Mais ce n’est pas vraiment l’objet de cet article. Je vous parle de Puzzle  parce que je viens de voir le film argentin de Natalia Smirnoff qui porte le même titre. Le film a été présenté dans différents festivals internationaux (Cannes, Berlin) et a été primé au festival de films de femmes de Salé lors de la quatrième édition qui vient de se terminer (Prix du meilleur Scénario). Pour moi ce fut la véritable rencontre cinématographique du festival même si par ailleurs la programmation dans son ensemble a été d’un très haut niveau. J’ai retrouvé dans  Puzzle cette intelligence du cœur et le goût sûr de maîtres argentins. Penser à Borgès, Cortazar, Bioy Casarès, Ernesto Sabato et au tango bien évidemment (Gardel, Piazzola..).  Natalia Smirnoff fait partie de la jeune génération de cinéastes argentins qui s’est nourrie de sources multiples, elle-même pur produit du syncrétisme culturel parce qu’elle est par ses origines russe, italienne espagnole et argentine. Comme ses illustres prédécesseurs, cette jeune cinéaste de trente huit ans fait preuve d’inventivité et de savoir faire et parvient, grâce à un style épuré et une direction d’acteurs rigoureuse, à nous catapulter durant une heure et demi dans un univers enchanteur où l’émotion et l’humour sont présents de bout en bout. Et on en apprend des choses dans ce film. D’abord sur le jeu lui-même, où il s’agit de rassembler les éléments constitutifs d’une figure, paysage, portrait…Ce que je ne savais pas, c’est qu’il existe des magasins spécialisés, des  tournois, régionaux et mondiaux avec certainement des fédérations, des règlements et tout le cirque…Et que les trophées sont remportées par ceux qui agencent le plus de pièces dans le minimum de temps…

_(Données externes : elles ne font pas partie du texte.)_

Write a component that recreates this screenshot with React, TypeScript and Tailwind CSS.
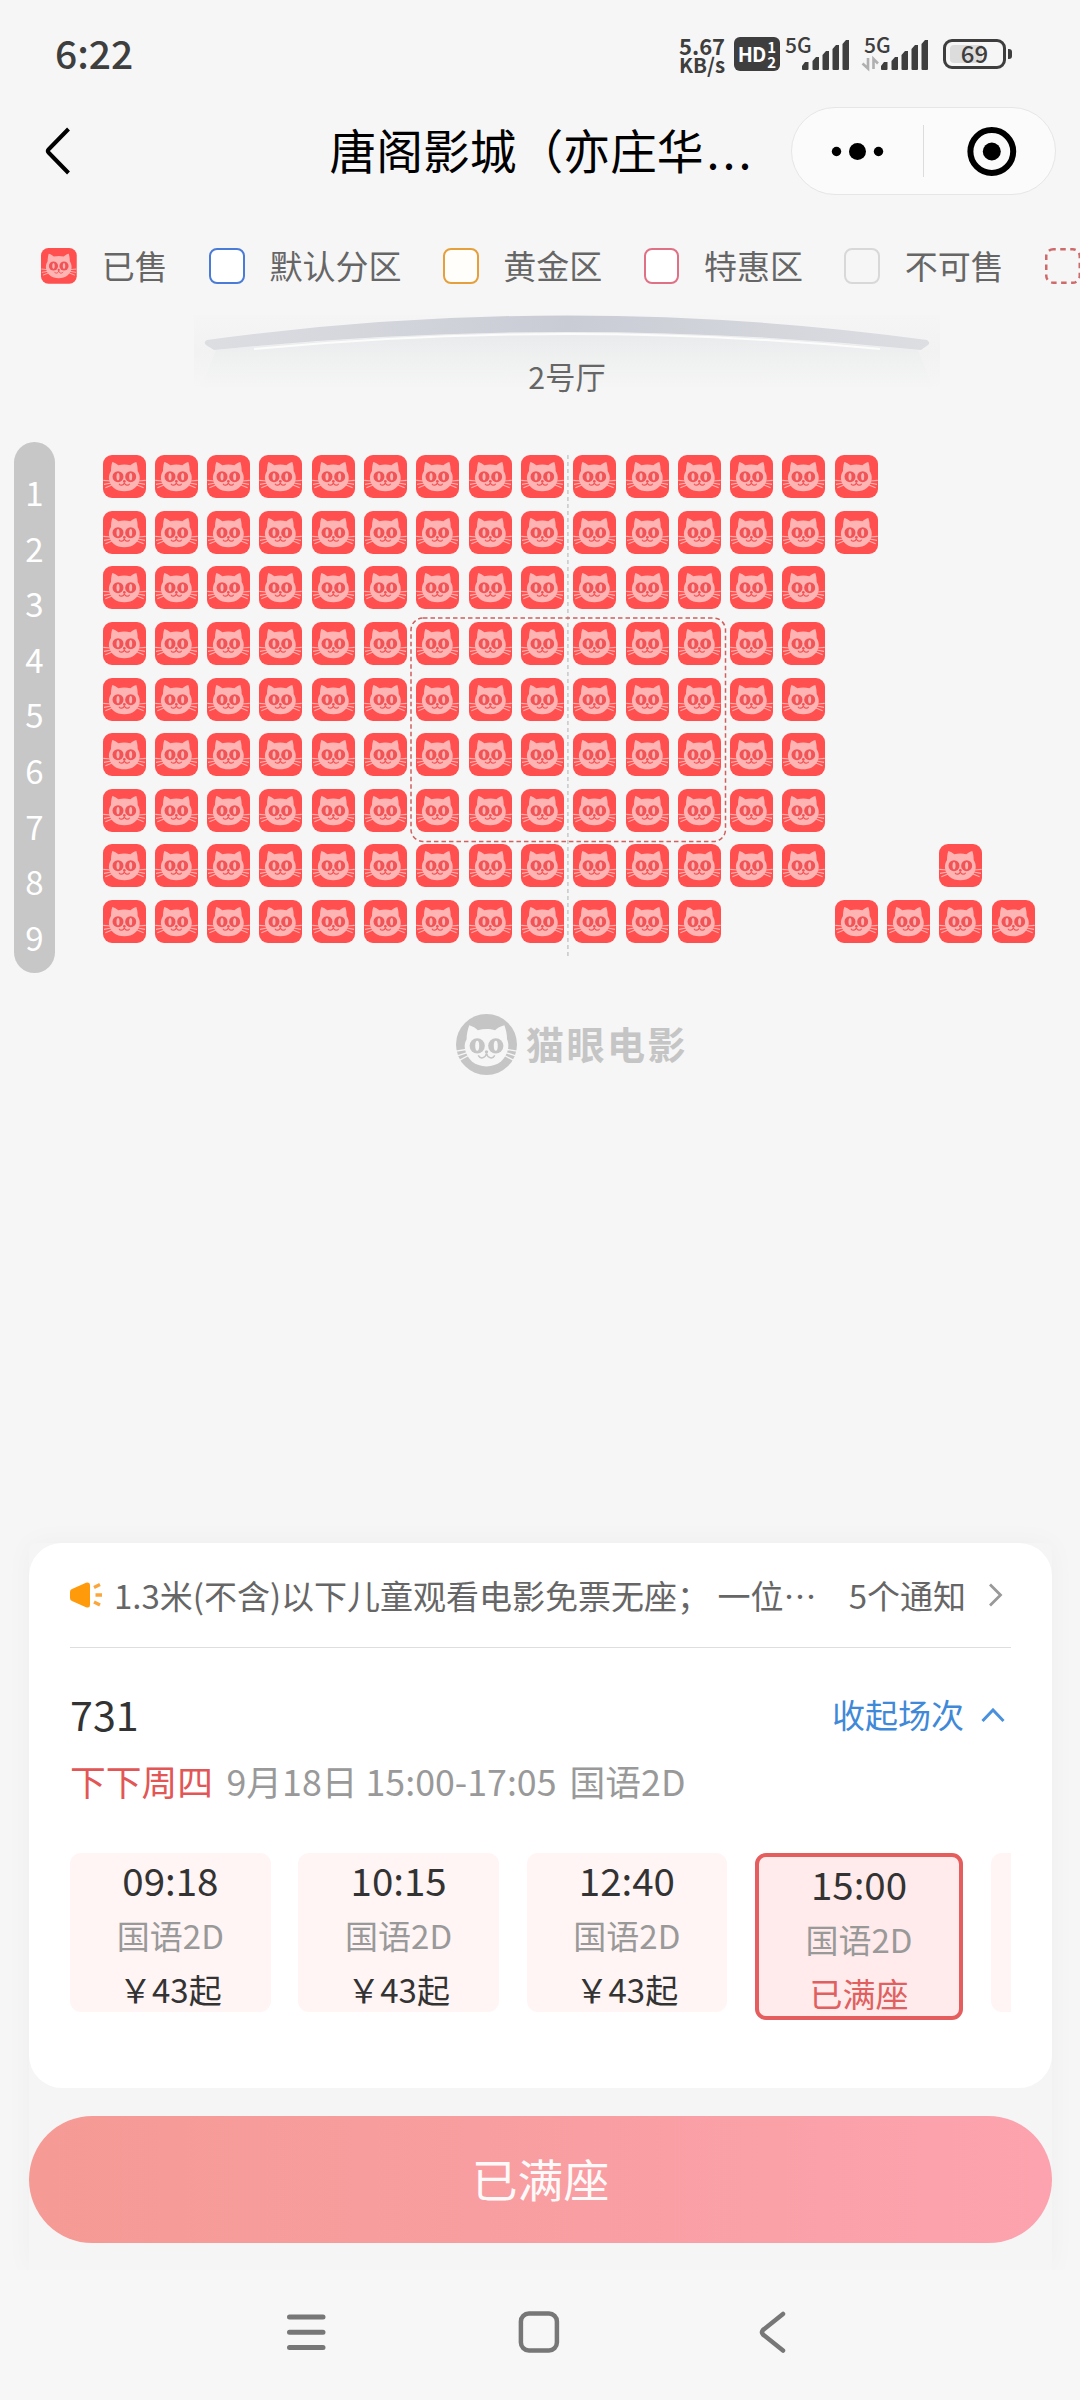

Le film raconte l’Histoire de Maria, femme d’âge moyen, épouse modèle dévouée à sa famille, un mari juste assez macho, trop bien nourri et qui ronfle la nuit, un fils végétarien et un autre préoccupé par sa carrière, une ferme à vendre pour assurer l’avenir des garçons…Et puis survient l’inattendu. Voulant acheter un autre Puzzle après avoir pris plaisir à reconstituer celui qu’on lui a offert lors de son anniversaire, Maria tombe sur cette annonce qui va bouleverser son univers : homme cherche partenaire pour un tournoi de puzzle. La fiction embraye à partir du moment où Maria arrive chez cet inconnu dans cette demeure aristocratique où tout est réuni pour la séduire : passion du jeu, beauté du lieu, charme discret de Robert le maître des lieux. Il remarque tout de suite les aptitudes au jeu da la nouvelle recrue même si la méthode est inhabituelle et très personnelle. Maria se concentre et fait mine de ne pas prêter attention à son hôte. Mais bientôt les mains s’effleurent et la complicité s’installe…Robert propose à Maria de participer aux éliminatoires qui doivent les mener s’ils gagnent à participer à la finale en Allemagne. Maria accepte tout en sachant d’emblée qu’elle en pourra jamais quitter son mari et sa famille…Et c’est ce balancement entre Désir et Raison qui est le vrai sujet du film. Le dilemme est terrible pour Maria Del Carmen à qui s’offre rien moins qu’une nouvelle possibilité de vie, sa passion pour le jeu et un amour inattendu…

             La pièce maîtresse de ce puzzle qu’est le film est l’actrice Maria Onetto. Rarement  rôle aura été porté avec autant de vérité. Elle est crédible dans toutes les postures et en impose par sa retenue et l’intelligence de ses gestes, de son regard. Les mots sonnent juste quand elle les prononce. Sobriété, économie de style. Et c’est bien la magie du cinéma de nous faire partager l’intimité d’un être qui, dans l’intervalle d’une heure et demi nous charme et nous émeut.